Companies may fail after the Series B round because they could not keep growing and their target market is too small, Kocher said. At the Series C round, a provider may fail due to high costs and slow growth.

Still, how much say an investor has in the sale of a business comes down to how much ownership. VCs that get in on the ground floor are likely to have more ownership than those who came in at later stages.

“In many ways, a dollar invested today may not buy you as much ownership as it did years ago given the round sizes, the elevated valuations and the abundance of capital in the system,” Michael Yang, an investor at OMERS, said. There may be a normalization of this phenomenon as some healthcare VCs exit the business on one hand and a new technologies like AI allow new healthcare start-ups to do much more with less so they don’t need as big of a team as they did in the past (and therefore, would raise less capital and suffer far less dilution).

Investors’ options

If investors don’t reinvest, the company will go bankrupt, and investors will lose everything they invested, according to Kocher.

“So you probably try to sell it,” Kocher said. “If you can’t sell it, you try to merge it with another company for stock. “If you can’t do that, then you try to shrink it and cut the cost a bunch to see if you can become profitable as a smaller business. And if you can’t do that, you go bankrupt and close it. That’s sort of the decision tree.”

The exact point at which an investor looks for an exit strategy differs based on the investor, according to Faye Sahai, managing partner of Exbourne Group and founding managing general partner at Telosity Ventures, told Behavioral Health Business.

“As far as exit strategies, there are secondary markets, or if investors are wanting to sell their shares on that and working together with the founder, working together with a founder that might want to buy back the shares from that standpoint.

Redwood City, California-based venture capital firm Telosity invests in pre-seed, Seed and Series A stage mental health and well-being companies.
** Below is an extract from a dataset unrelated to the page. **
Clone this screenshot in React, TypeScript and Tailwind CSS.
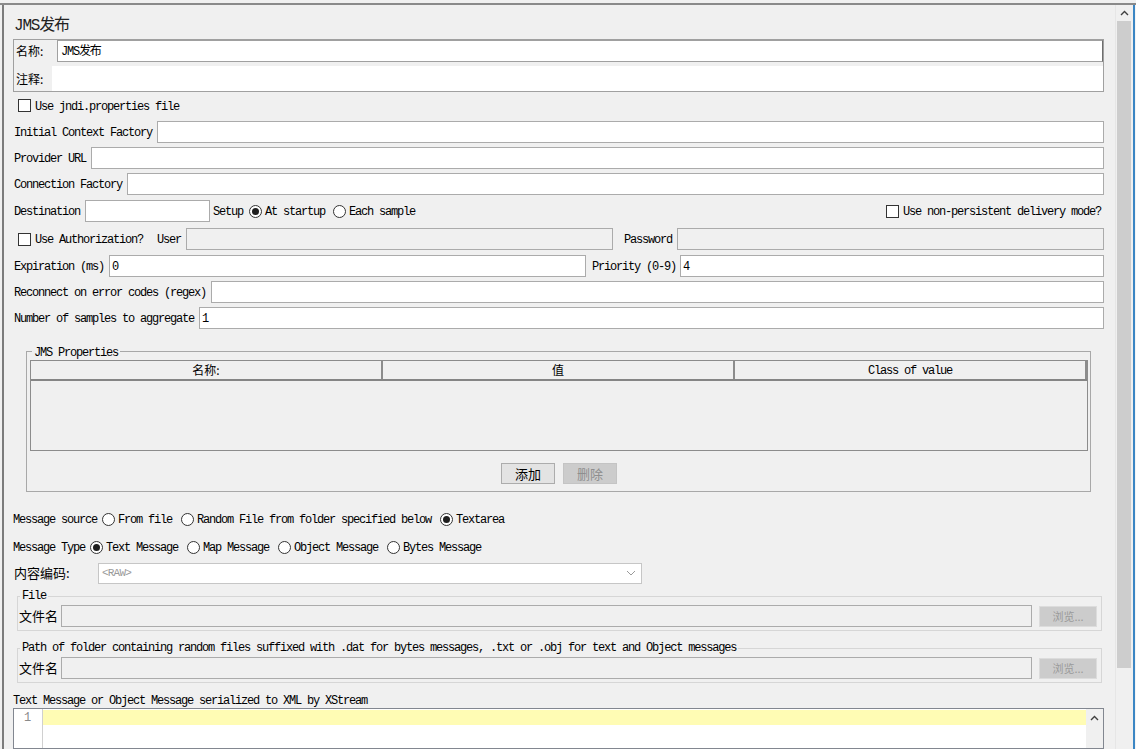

Its portfolio includes the mental health app Wave, text message-based coaching provider MindRight Health and virtual counseling provider Daybreak Health.

The decision to try and exit an investment is a complex one, investors told BHB. It isn’t enough for a company to just not be profitable, Kocher said.

Before making the decision to try and exit a bad investment, one factor investors consider is confidence in the founder and team dynamics, Sahai said.

“In healthcare, and especially behavioral health, policy is the patience really working with that company, understanding that company,” she said. “As an investor, we look at investing as you’re also a strategic advisor, a strategic partner, helping that founder.”